Find each line holding the word "that" and give the total alone.

=== DATA LINES ===

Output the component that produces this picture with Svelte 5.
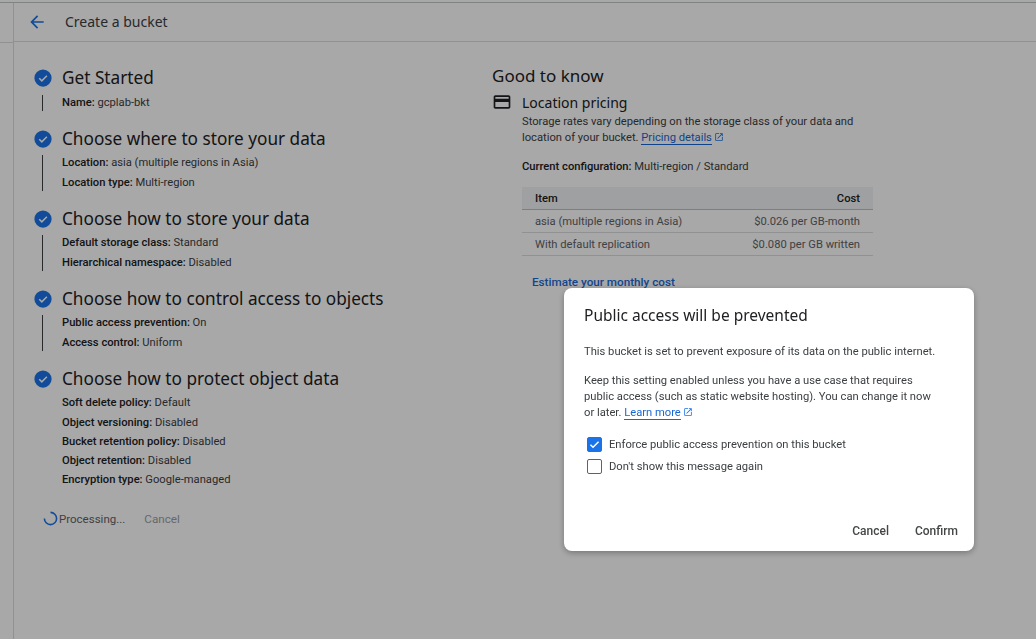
<script>
  const steps = [
    { title: 'Get Started', line: true, rows: [['Name', 'gcplab-bkt']] },
    { title: 'Choose where to store your data', line: true, rows: [['Location', 'asia (multiple regions in Asia)'], ['Location type', 'Multi-region']] },
    { title: 'Choose how to store your data', line: true, rows: [['Default storage class', 'Standard'], ['Hierarchical namespace', 'Disabled']] },
    { title: 'Choose how to control access to objects', line: true, rows: [['Public access prevention', 'On'], ['Access control', 'Uniform']] },
    { title: 'Choose how to protect object data', line: false, tight: true, rows: [['Soft delete policy', 'Default'], ['Object versioning', 'Disabled'], ['Bucket retention policy', 'Disabled'], ['Object retention', 'Disabled'], ['Encryption type', 'Google-managed']] }
  ];

  const prices = [
    ['asia (multiple regions in Asia)', '$0.026 per GB-month'],
    ['With default replication', '$0.080 per GB written']
  ];
</script>

{#snippet launch()}
  <svg class="launch" viewBox="0 0 24 24" width="10" height="10"><path d="M19 19H5V5h7V3H5a2 2 0 0 0-2 2v14a2 2 0 0 0 2 2h14a2 2 0 0 0 2-2v-7h-2v7zM14 3v2h3.59l-9.83 9.83 1.41 1.41L19 6.41V10h2V3h-7z" fill="currentColor"/></svg>
{/snippet}

<div class="page">
  <div class="rail"><div class="rail-head"></div></div>
  <main>
    <header>
      <svg class="back" viewBox="0 0 24 24" width="20" height="20"><path d="M20 11H7.83l5.59-5.59L12 4l-8 8 8 8 1.41-1.41L7.83 13H20v-2z" fill="#1a73e8"/></svg>
      <h1>Create a bucket</h1>
    </header>
    <div class="columns">
      <section class="stepper">
        {#each steps as step}
          <div class="step">
            <div class="step-title">
              <svg viewBox="0 0 24 24" width="18" height="18"><circle cx="12" cy="12" r="11.5" fill="#1a73e8"/><path d="M7 12.4l3.4 3.4L17.2 9" fill="none" stroke="#fff" stroke-width="2"/></svg>
              <h2>{step.title}</h2>
            </div>
            <div class="step-body" class:line={step.line} class:tight={step.tight}>
              {#each step.rows as row}
                <div class="row"><b>{row[0]}:</b> {row[1]}</div>
              {/each}
            </div>
          </div>
        {/each}
        <div class="actions">
          <svg class="spinner" viewBox="0 0 16 16" width="15" height="15"><path d="M1.5 8A6.5 6.5 0 1 0 8 1.5" fill="none" stroke="#1a73e8" stroke-width="1.7"/></svg>
          <span class="processing">Processing...</span>
          <span class="disabled">Cancel</span>
        </div>
      </section>

      <aside>
        <h2 class="good">Good to know</h2>
        <div class="pricing">
          <svg class="card" viewBox="0 0 24 24" width="20" height="20"><path d="M20 4H4c-1.11 0-1.99.89-1.99 2L2 18c0 1.11.89 2 2 2h16c1.11 0 2-.89 2-2V6c0-1.11-.89-2-2-2zm0 14H4v-6h16v6zm0-10H4V6h16v2z" fill="#202124"/></svg>
          <div class="pricing-body">
            <h3>Location pricing</h3>
            <p>Storage rates vary depending on the storage class of your data and location of your bucket. <a href="#top">Pricing details</a>{@render launch()}</p>
            <div class="config"><b>Current configuration:</b> Multi-region / Standard</div>
            <table>
              <thead><tr><th>Item</th><th class="cost">Cost</th></tr></thead>
              <tbody>
                {#each prices as price}
                  <tr><td>{price[0]}</td><td class="cost">{price[1]}</td></tr>
                {/each}
              </tbody>
            </table>
            <div class="estimate">Estimate your monthly cost</div>
          </div>
        </div>
      </aside>
    </div>
  </main>
</div>

<div class="scrim"></div>

<div class="dialog">
  <h2>Public access will be prevented</h2>
  <p class="first">This bucket is set to prevent exposure of its data on the public internet.</p>
  <p class="second">Keep this setting enabled unless you have a use case that requires public access (such as static website hosting). You can change it now or later. <a href="#top">Learn more</a>{@render launch()}</p>
  <div class="check">
    <span class="box on"><svg viewBox="0 0 16 16" width="15" height="15"><path d="M3 8.2l3.2 3.2L13 4.6" fill="none" stroke="#fff" stroke-width="1.8"/></svg></span>
    Enforce public access prevention on this bucket
  </div>
  <div class="check second-check"><span class="box"></span>Don't show this message again</div>
  <div class="buttons"><span>Cancel</span><span>Confirm</span></div>
</div>

<style>
  :global(body) { background: #fff; font-family: Roboto, "Liberation Sans", sans-serif; overflow: hidden; }

  .page { display: flex; height: 637px; border-top: 1px solid #c4c7c5; margin-top: 2px; box-sizing: border-box; color: #202124; font-size: 11.2px; }
  .rail { width: 13px; border-right: 1px solid #dadce0; flex: none; }
  .rail-head { height: 39px; border-bottom: 1px solid #dadce0; }
  main { flex: 1; }
  header { display: flex; align-items: center; height: 38px; border-bottom: 1px solid #dadce0; padding-left: 13px; }
  .back { margin-right: 18px; }
  h1 { margin: 0 0 2px; font-size: 14px; font-weight: 400; font-family: "Noto Sans", sans-serif; color: #3c4043; }

  .columns { display: flex; padding-top: 23px; }
  .stepper { width: 478px; padding-left: 20px; box-sizing: border-box; flex: none; }
  .step-title { display: flex; align-items: center; gap: 10px; height: 24px; }
  .step-title svg { flex: none; margin-top: 2px; }
  h2 { margin: 0; font-weight: 400; font-family: "Noto Sans", sans-serif; font-size: 17.2px; color: #202124; }
  .step-body { position: relative; margin: 3px 0 0 8px; padding-left: 20px; }
  .step-body.line { margin-bottom: 13px; }
  .step:first-child .step-body { margin-top: 4px; }
  .step-body.line::before { content: ''; position: absolute; left: 0; top: 2px; bottom: 2px; border-left: 1px solid #3c4043; }
  .row { height: 20px; line-height: 20px; color: #3c4043; }
  .row b { font-weight: 500; color: #202124; }
  .tight .row { height: 19px; line-height: 19px; }
  .tight .row:first-child { height: 20px; line-height: 20px; }
  .actions { display: flex; align-items: center; margin: 22px 0 0 9px; }
  .processing { color: #5f6368; margin-left: 1px; font-size: 11.5px; }
  .disabled { color: #9aa0a6; margin-left: 19px; font-size: 11.7px; }

  aside { flex: 1; }
  .good { font-size: 17px; line-height: 24px; margin-top: -1px; }
  .pricing { display: flex; gap: 10px; margin-top: 5px; }
  .card { margin-top: -1px; }
  .pricing-body { width: 351px; }
  h3 { margin: 0 0 1px; font-size: 14px; font-weight: 400; font-family: "Noto Sans", sans-serif; line-height: 20px; }
  .pricing-body p { margin: 0; line-height: 16px; color: #3c4043; }
  a { color: #1967d2; text-decoration: none; border-bottom: 1px solid #1967d2; }
  .launch { color: #1a73e8; margin-left: 2px; vertical-align: -1px; }
  .config { margin-top: 13px; color: #3c4043; line-height: 16px; }
  .config b { font-weight: 500; color: #202124; }
  table { width: 351px; border-collapse: collapse; margin-top: 12px; }
  th { height: 22px; font-weight: 500; background: #f1f3f4; text-align: left; padding: 0 13px; border-bottom: 1px solid #bdc1c6; }
  td { height: 22px; padding: 0 13px; color: #5f6368; border-bottom: 1px solid #dadce0; }
  th.cost, td.cost { text-align: right; }
  .estimate { margin: 19px 0 0 10px; color: #1a6ad8; font-weight: 500; font-size: 11.7px; }

  .scrim { position: fixed; inset: 0; background: rgba(0, 0, 0, .34); }

  .dialog { position: fixed; left: 564px; top: 288px; width: 410px; height: 263px; box-sizing: border-box; padding: 17px 20px 0; background: #fff; border-radius: 8px; box-shadow: 0 2px 6px rgba(0, 0, 0, .3); color: #3c4043; font-size: 11.2px; }
  .dialog h2 { font-size: 15.5px; line-height: 20px; color: #202124; }
  .dialog p { margin: 0; line-height: 16px; width: 366px; }
  .first { padding-top: 19px; }
  .dialog p.second { padding-top: 13px; width: 359px; }
  .check { display: flex; align-items: center; gap: 7px; height: 15px; margin-left: 3px; margin-top: 16px; }
  .second-check { margin-top: 7px; }
  .box { width: 15px; height: 15px; box-sizing: border-box; border: 1px solid #5f6368; border-radius: 2px; display: flex; align-items: center; justify-content: center; }
  .box.on { background: #1a73e8; border-color: #1a73e8; }
  .buttons { display: flex; justify-content: flex-end; gap: 26px; position: absolute; right: 16px; bottom: 13px; font-size: 12px; font-weight: 500; color: #444746; }
</style>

===

## [REPLY]
2